### Aim
Sift the listing for lines that hold the string "React" and pull them out.
-- START --
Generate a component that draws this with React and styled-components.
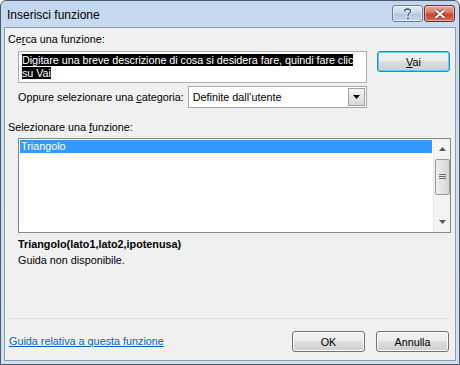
import React from "react";
import styled, { createGlobalStyle } from "styled-components";

const GlobalStyle = createGlobalStyle`
  html, body {
    margin: 0;
    padding: 0;
    background: #fff;
  }
  body {
    font-family: "Liberation Sans", Arial, sans-serif;
    font-size: 10.8px;
    color: #000;
  }
`;

const Window = styled.div`
  width: 460px;
  height: 365px;
  box-sizing: border-box;
  border: 1px solid #4b5868;
  border-radius: 6px 6px 0 0;
  background: linear-gradient(to bottom, #c1d5ee 0%, #cbdcf0 30px, #d1e0f2 100%);
  display: flex;
  flex-direction: column;
  padding: 0 3px 3px 3px;
`;

const TitleBar = styled.div`
  height: 26px;
  display: flex;
  align-items: center;
  justify-content: space-between;
  padding-left: 3px;
`;

const Title = styled.span`
  font-size: 12px;
  color: #000;
  padding-top: 1px;
`;

const Caption = styled.div`
  display: flex;
  gap: 1px;
  align-self: flex-start;
  margin-top: 4px;
  margin-right: 1px;
`;

const CaptionButton = styled.div`
  width: ${(p) => p.$w}px;
  height: 17px;
  box-sizing: border-box;
  border: 1px solid ${(p) => (p.$close ? "#7a2b25" : "#6b7d96")};
  border-radius: 3px;
  display: flex;
  align-items: center;
  justify-content: center;
  background: ${(p) =>
    p.$close
      ? "linear-gradient(to bottom, #e9a99c 0%, #d9785f 45%, #c4472e 55%, #d76a4f 100%)"
      : "linear-gradient(to bottom, #e3ecf6 0%, #c9d8ea 45%, #b3c7e0 55%, #c6d8ee 100%)"};
  box-shadow: inset 0 0 0 1px rgba(255, 255, 255, 0.45);
`;

const Client = styled.div`
  flex: 1;
  border: 1px solid #8a9db4;
  background: #f0f0f0;
  display: flex;
  flex-direction: column;
  padding: 4px 3px 0 3px;
`;

const Label = styled.div`
  line-height: 14px;
  color: #000;
  padding-left: ${(p) => p.$indent || 0}px;
  margin-top: ${(p) => p.$top || 0}px;
  font-weight: ${(p) => (p.$bold ? "bold" : "normal")};
`;

const Key = styled.span`
  text-decoration: underline;
`;

const SearchRow = styled.div`
  display: flex;
  align-items: flex-start;
  margin-top: 5px;
  padding-left: 10px;
  gap: 10px;
`;

const SearchBox = styled.div`
  width: 349px;
  height: 32px;
  box-sizing: border-box;
  background: #fff;
  border: 1px solid #abadb3;
  padding: 2px 3px;
  line-height: 12.5px;
  letter-spacing: -0.05px;
`;

const Selected = styled.span`
  background: #000;
  color: #fff;
  box-decoration-break: clone;
  -webkit-box-decoration-break: clone;
`;

const Button = styled.button`
  width: 73px;
  height: 21px;
  box-sizing: border-box;
  border: 1px solid ${(p) => (p.$default ? "#3c7fb1" : "#707070")};
  border-radius: 3px;
  font-family: "Liberation Sans", Arial, sans-serif;
  font-size: 10.8px;
  color: #000;
  padding: 0;
  background: linear-gradient(to bottom, #f2f2f2 0%, #ebebeb 49%, #dddddd 50%, #cfcfcf 100%);
  box-shadow: ${(p) =>
    p.$default ? "inset 0 0 0 1px #48d8fb" : "inset 0 0 0 1px #fcfcfc"};
`;

const CategoryRow = styled.div`
  display: flex;
  align-items: center;
  margin-top: 3px;
  padding-left: 10px;
  gap: 4px;
`;

const Select = styled.div`
  width: 179px;
  height: 22px;
  box-sizing: border-box;
  background: #fff;
  border: 1px solid #a7a7a7;
  display: flex;
  align-items: center;
  justify-content: space-between;
  padding: 0 1px 0 4px;
`;

const DropButton = styled.div`
  width: 17px;
  height: 18px;
  box-sizing: border-box;
  border: 1px solid #a0a0a0;
  background: linear-gradient(to bottom, #f4f4f4 0%, #e6e6e6 50%, #d6d6d6 100%);
  display: flex;
  align-items: center;
  justify-content: center;
`;

const ListBox = styled.div`
  margin: 4px 0 0 10px;
  width: 433px;
  height: 95px;
  box-sizing: border-box;
  background: #fff;
  border: 1px solid #828790;
  display: flex;
`;

const ListItems = styled.div`
  flex: 1;
  padding: 1px 1px 0 1px;
`;

const ListItem = styled.div`
  height: 13px;
  line-height: 13px;
  padding-left: 1px;
  background: ${(p) => (p.$active ? "#3399ff" : "transparent")};
  color: ${(p) => (p.$active ? "#fff" : "#000")};
`;

const ScrollBar = styled.div`
  width: 17px;
  background: #f3f3f3;
  border-left: 1px solid #e8e8e8;
  display: flex;
  flex-direction: column;
  align-items: center;
  padding: 3px 0;
  box-sizing: border-box;
`;

const ArrowSlot = styled.div`
  height: 14px;
  display: flex;
  align-items: center;
  justify-content: center;
`;

const Thumb = styled.div`
  margin-top: 3px;
  width: 15px;
  height: 36px;
  box-sizing: border-box;
  border: 1px solid #979797;
  border-radius: 2px;
  background: linear-gradient(to right, #eeeeee 0%, #e2e2e2 50%, #d4d4d4 100%);
  display: flex;
  align-items: center;
  justify-content: center;
`;

const Spacer = styled.div`
  flex: 1;
`;

const Info = styled.div`
  padding-left: 10px;
  margin-top: 4px;
  display: flex;
  flex-direction: column;
  gap: 2px;
`;

const Separator = styled.div`
  margin: 0 2px 0 1px;
  height: 1px;
  background: #d7dfe6;
`;

const Footer = styled.div`
  height: 41px;
  box-sizing: border-box;
  display: flex;
  align-items: flex-start;
  padding: 12px 3px 0 1px;
  gap: 11px;
`;

const Link = styled.a`
  color: #0066cc;
  text-decoration: underline;
  margin: 3px auto 0 0;
  line-height: 14px;
  cursor: pointer;
`;

const Arrow = ({ down, color = "#000" }) => (
  <svg width="7" height="4" viewBox="0 0 7 4">
    <path d={down ? "M0 0h7L3.5 4z" : "M0 4h7L3.5 0z"} fill={color} />
  </svg>
);

export default function App() {
  return (
    <>
      <GlobalStyle />
      <Window>
        <TitleBar>
          <Title>Inserisci funzione</Title>
          <Caption>
            <CaptionButton $w={31}>
              <svg width="9" height="12" viewBox="0 0 9 12">
                <path
                  d="M1.5 3.5C1.5 1.8 2.8 1 4.5 1S7.5 1.8 7.5 3.4c0 1.6-2.5 2-2.5 3.8v1"
                  fill="none"
                  stroke="#fff"
                  strokeWidth="2.6"
                />
                <path
                  d="M1.5 3.5C1.5 1.8 2.8 1 4.5 1S7.5 1.8 7.5 3.4c0 1.6-2.5 2-2.5 3.8v1"
                  fill="none"
                  stroke="#3a4a60"
                  strokeWidth="1.3"
                />
                <rect x="3.6" y="9.3" width="2.6" height="2.4" fill="#3a4a60" stroke="#fff" strokeWidth="0.6" />
              </svg>
            </CaptionButton>
            <CaptionButton $w={31} $close>
              <svg width="12" height="10" viewBox="0 0 12 10">
                <path d="M1.5 1.2l9 7.6M10.5 1.2l-9 7.6" stroke="#5a1a14" strokeWidth="3.6" />
                <path d="M1.5 1.2l9 7.6M10.5 1.2l-9 7.6" stroke="#fff" strokeWidth="2.2" />
              </svg>
            </CaptionButton>
          </Caption>
        </TitleBar>
        <Client>
          <Label>
            Ce<Key>r</Key>ca una funzione:
          </Label>
          <SearchRow>
            <SearchBox>
              <Selected>
                Digitare una breve descrizione di cosa si desidera fare, quindi fare clic su Vai
              </Selected>
            </SearchBox>
            <Button $default>
              <Key>V</Key>ai
            </Button>
          </SearchRow>
          <CategoryRow>
            <span>
              Oppure selezionare una <Key>c</Key>ategoria:
            </span>
            <Select>
              <span>Definite dall’utente</span>
              <DropButton>
                <Arrow down />
              </DropButton>
            </Select>
          </CategoryRow>
          <Label $top={12}>
            Selezionare una <Key>f</Key>unzione:
          </Label>
          <ListBox>
            <ListItems>
              <ListItem $active>Triangolo</ListItem>
            </ListItems>
            <ScrollBar>
              <ArrowSlot>
                <Arrow color="#5a5a5a" />
              </ArrowSlot>
              <Thumb>
                <svg width="7" height="6" viewBox="0 0 7 6">
                  <path d="M0 0.5h7M0 2.5h7M0 4.5h7" stroke="#6e6e6e" strokeWidth="1" />
                </svg>
              </Thumb>
              <Spacer />
              <ArrowSlot>
                <Arrow down color="#5a5a5a" />
              </ArrowSlot>
            </ScrollBar>
          </ListBox>
          <Info>
            <Label $bold>Triangolo(lato1,lato2,ipotenusa)</Label>
            <Label>Guida non disponibile.</Label>
          </Info>
          <Spacer />
          <Separator />
          <Footer>
            <Link>Guida relativa a questa funzione</Link>
            <Button>OK</Button>
            <Button>Annulla</Button>
          </Footer>
        </Client>
      </Window>
    </>
  );
}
-- END --
### Exercise result
Generate a component that draws this with React and styled-components.
import React from "react";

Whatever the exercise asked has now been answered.